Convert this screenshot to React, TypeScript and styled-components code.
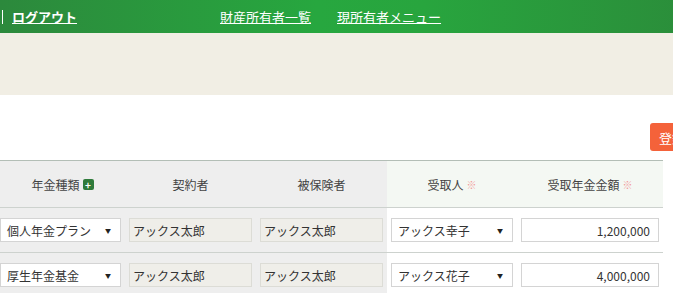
import React from "react";
import styled, { createGlobalStyle } from "styled-components";

const GlobalStyle = createGlobalStyle`
    body {
        margin: 0;
        overflow: hidden;
        background: #fff;
        font-family: "Noto Sans CJK JP", "Noto Sans", sans-serif;
        color: #333;
    }
`;

const Page = styled.div`
    width: 706px;
`;

const Header = styled.header`
    height: 33px;
    display: flex;
    align-items: center;
    padding-left: 2px;
    background: linear-gradient(to right, #2c893c 0%, #27a73f 45%, #28a53e 60%, #2b8c3a 100%);
    color: #fff;
    font-size: 13px;
`;

const Logout = styled.div`
    display: flex;
    align-items: center;
    gap: 9px;
    width: 218px;
    font-weight: bold;

    & > a {
        color: #fff;
        text-decoration: underline;
    }
`;

const Bar = styled.span`
    width: 1px;
    height: 14px;
    background: #fff;
`;

const Nav = styled.nav`
    display: flex;
    gap: 26px;

    & > a {
        color: #fff;
        text-decoration: underline;
    }
`;

const Band = styled.div`
    height: 62px;
    background: #f1eee4;
`;

const Toolbar = styled.div`
    display: flex;
    justify-content: flex-end;
    padding-top: 28px;
    box-sizing: border-box;
    height: 65px;
`;

const RegisterBtn = styled.button`
    width: 56px;
    height: 28px;
    border: none;
    border-radius: 3px;
    background: #f4623a;
    color: #fff;
    font-family: inherit;
    font-size: 13px;
    text-align: left;
    padding-left: 9px;
`;

const Table = styled.div`
    width: 663px;
    display: grid;
    grid-template-columns: 125px 131px 131px 130px 146px;
    font-size: 12px;
`;

const HeadCell = styled.div<{ $green?: boolean }>`
    height: 46px;
    display: flex;
    align-items: center;
    justify-content: center;
    gap: 3px;
    border-top: 1px solid #b3beb6;
    border-bottom: 1px solid #cdd2ce;
    background: ${(p) => (p.$green ? "#f4f8f3" : "#eeeeee")};
    color: #444;
`;

const Cell = styled.div<{ $first?: boolean; $gray?: boolean }>`
    height: 44px;
    display: flex;
    align-items: center;
    padding: 0 4px 0 ${(p) => (p.$first ? "0" : "4px")};
    border-bottom: 1px solid #cdd2ce;
    background: ${(p) => (p.$gray ? "#eeeeee" : "#fff")};
`;

const SelectBox = styled.div`
    flex: 1;
    height: 24px;
    box-sizing: border-box;
    display: flex;
    align-items: center;
    justify-content: space-between;
    padding: 0 9px 0 6px;
    border: 1px solid #d4d4d4;
    background: #fff;
    font-size: 12px;
    color: #333;

    & > span {
        font-size: 6px;
        color: #222;
    }
`;

const TextInput = styled.input<{ $readonly?: boolean; $right?: boolean }>`
    flex: 1;
    width: 100%;
    min-width: 0;
    height: 24px;
    box-sizing: border-box;
    padding: 0 ${(p) => (p.$right ? "8px" : "3px")};
    border: 1px solid ${(p) => (p.$readonly ? "#dcdcd6" : "#d4d4d4")};
    background: ${(p) => (p.$readonly ? "#efeee9" : "#fff")};
    font-family: inherit;
    font-size: 12px;
    color: #333;
    text-align: ${(p) => (p.$right ? "right" : "left")};
    outline: none;
`;

const PlusIcon = styled.span`
    width: 11px;
    height: 11px;
    border-radius: 2px;
    background: #2f7a3a;
    color: #fff;
    font-size: 10px;
    font-weight: bold;
    line-height: 11px;
    text-align: center;
`;

const Req = styled.span`
    color: #f29a9a;
    font-size: 10px;
`;

const rows = [
    { kind: "個人年金プラン", receiver: "アックス幸子", amount: "1,200,000" },
    { kind: "厚生年金基金", receiver: "アックス花子", amount: "4,000,000" },
];

export default function App() {
    return (
        <Page>
            <GlobalStyle />
            <Header>
                <Logout>
                    <Bar />
                    <a href="#">ログアウト</a>
                </Logout>
                <Nav>
                    <a href="#">財産所有者一覧</a>
                    <a href="#">現所有者メニュー</a>
                </Nav>
            </Header>
            <Band />
            <Toolbar>
                <RegisterBtn>登録</RegisterBtn>
            </Toolbar>
            <Table>
                <HeadCell>
                    年金種類<PlusIcon>+</PlusIcon>
                </HeadCell>
                <HeadCell>契約者</HeadCell>
                <HeadCell>被保険者</HeadCell>
                <HeadCell $green>
                    受取人<Req>※</Req>
                </HeadCell>
                <HeadCell $green>
                    受取年金金額<Req>※</Req>
                </HeadCell>
                {rows.map((r) => (
                    <React.Fragment key={r.kind}>
                        <Cell $first $gray>
                            <SelectBox>
                                {r.kind}
                                <span>▼</span>
                            </SelectBox>
                        </Cell>
                        <Cell $gray>
                            <TextInput $readonly readOnly value="アックス太郎" />
                        </Cell>
                        <Cell $gray>
                            <TextInput $readonly readOnly value="アックス太郎" />
                        </Cell>
                        <Cell>
                            <SelectBox>
                                {r.receiver}
                                <span>▼</span>
                            </SelectBox>
                        </Cell>
                        <Cell>
                            <TextInput $right readOnly value={r.amount} />
                        </Cell>
                    </React.Fragment>
                ))}
            </Table>
        </Page>
    );
}
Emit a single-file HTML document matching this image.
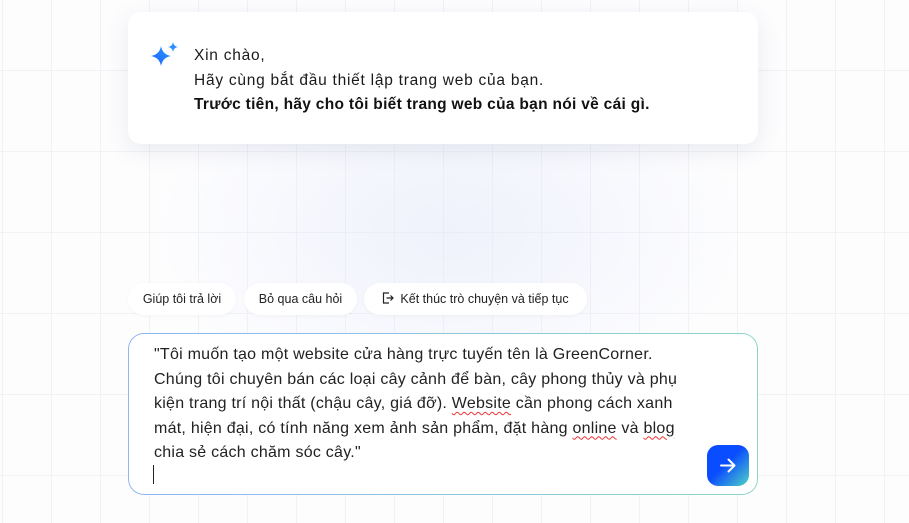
<!DOCTYPE html>
<html><head><meta charset="utf-8"><style>
*{margin:0;padding:0;box-sizing:border-box}
body{width:909px;height:523px;overflow:hidden;font-family:"Liberation Sans",sans-serif;color:#111;
background:
radial-gradient(ellipse 420px 260px at 450px 230px, rgba(225,230,250,.5), rgba(255,255,255,0) 70%),
linear-gradient(#f1f2f5 1px,transparent 1px) 0 70px/100% 81px,
linear-gradient(90deg,#f1f2f5 1px,transparent 1px) 2px 0/49px 100%,
#fdfdfe;position:relative}
.card{position:absolute;left:128px;top:12px;width:630px;height:132px;background:#fff;border-radius:13px;box-shadow:0 6px 24px rgba(60,70,120,.10)}
.card .t{position:absolute;left:66px;top:32px;font-size:15.5px;line-height:24.5px;color:#1a1a1a;white-space:nowrap}
.card .n{letter-spacing:.75px}
.card b{font-weight:bold;color:#111;letter-spacing:.3px}
.spark{position:absolute;left:22px;top:29px}
.chip{position:absolute;top:283px;height:32px;background:#fff;border-radius:16px;font-size:12.5px;line-height:32px;text-align:center;color:#222;box-shadow:0 1px 4px rgba(0,0,0,.04)}
.box{position:absolute;left:128px;top:333px;width:630px;height:162px;border-radius:16px;padding:1px;background:linear-gradient(90deg,#8fb4f5,#8fd6c8)}
.box .in{width:100%;height:100%;background:#fff;border-radius:15px;position:relative}
.txt{position:absolute;left:25px;top:9px;font-size:16px;line-height:24.5px;color:#222;white-space:nowrap;letter-spacing:.25px}
.sq{text-decoration:underline wavy #e33;text-decoration-thickness:1px;text-underline-offset:3px}
.cur{position:absolute;left:24px;top:131px;width:1px;height:19px;background:#222}
.send{position:absolute;left:578px;top:111px;width:42px;height:41px;border-radius:11px;background:linear-gradient(135deg,#0a4cff 45%,#4fd3c4)}
</style></head><body>
<div class="card">
<svg class="spark" width="30" height="28" viewBox="0 0 30 28"><defs><linearGradient id="g" x1="0" y1="1" x2="1" y2="0"><stop offset="0" stop-color="#1e5bff"/><stop offset="1" stop-color="#2b9dff"/></linearGradient></defs>
<path d="M11 5 Q12.5 13.5 21 15 Q12.5 16.5 11 25 Q9.5 16.5 1 15 Q9.5 13.5 11 5Z" fill="url(#g)"/>
<path d="M23 1 Q23.6 5.4 28 6 Q23.6 6.6 23 11 Q22.4 6.6 18 6 Q22.4 5.4 23 1Z" fill="#2b8dff"/></svg>
<div class="t"><span class="n">Xin chào,</span><br><span class="n">Hãy cùng bắt đầu thiết lập trang web của bạn.</span><br><b>Trước tiên, hãy cho tôi biết trang web của bạn nói về cái gì.</b></div>
</div>
<div class="chip" style="left:128px;width:108px">Giúp tôi trả lời</div>
<div class="chip" style="left:244px;width:113px">Bỏ qua câu hỏi</div>
<div class="chip" style="left:364px;width:223px"><svg width="12" height="12" viewBox="0 0 12 12" style="vertical-align:-1px;margin-right:6px"><path d="M7 1H1.5v10H7M4.5 6H11M8.5 3.5 11 6 8.5 8.5" fill="none" stroke="#222" stroke-width="1.2"/></svg>Kết thúc trò chuyện và tiếp tục</div>
<div class="box"><div class="in">
<div class="txt">"Tôi muốn tạo một website cửa hàng trực tuyến tên là GreenCorner.<br>Chúng tôi chuyên bán các loại cây cảnh để bàn, cây phong thủy và phụ<br>kiện trang trí nội thất (chậu cây, giá đỡ). <span class="sq">Website</span> cần phong cách xanh<br>mát, hiện đại, có tính năng xem ảnh sản phẩm, đặt hàng <span class="sq">online</span> và <span class="sq">blog</span><br>chia sẻ cách chăm sóc cây."</div>
<div class="cur"></div>
<div class="send"><svg width="42" height="41" viewBox="0 0 42 41"><path d="M14 20.5h13M21.5 14.5l6 6-6 6" fill="none" stroke="#fff" stroke-width="2" stroke-linecap="round" stroke-linejoin="round"/></svg></div>
</div></div>
</body></html>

□ □ □ □ □

Goal => Pick out lines containing the word "React", each one as written.

Output of the exercise =>
Convert this screenshot to React, TypeScript and styled-components code.
import React from "react";
                    <React.Fragment key={r.kind}>
                    </React.Fragment>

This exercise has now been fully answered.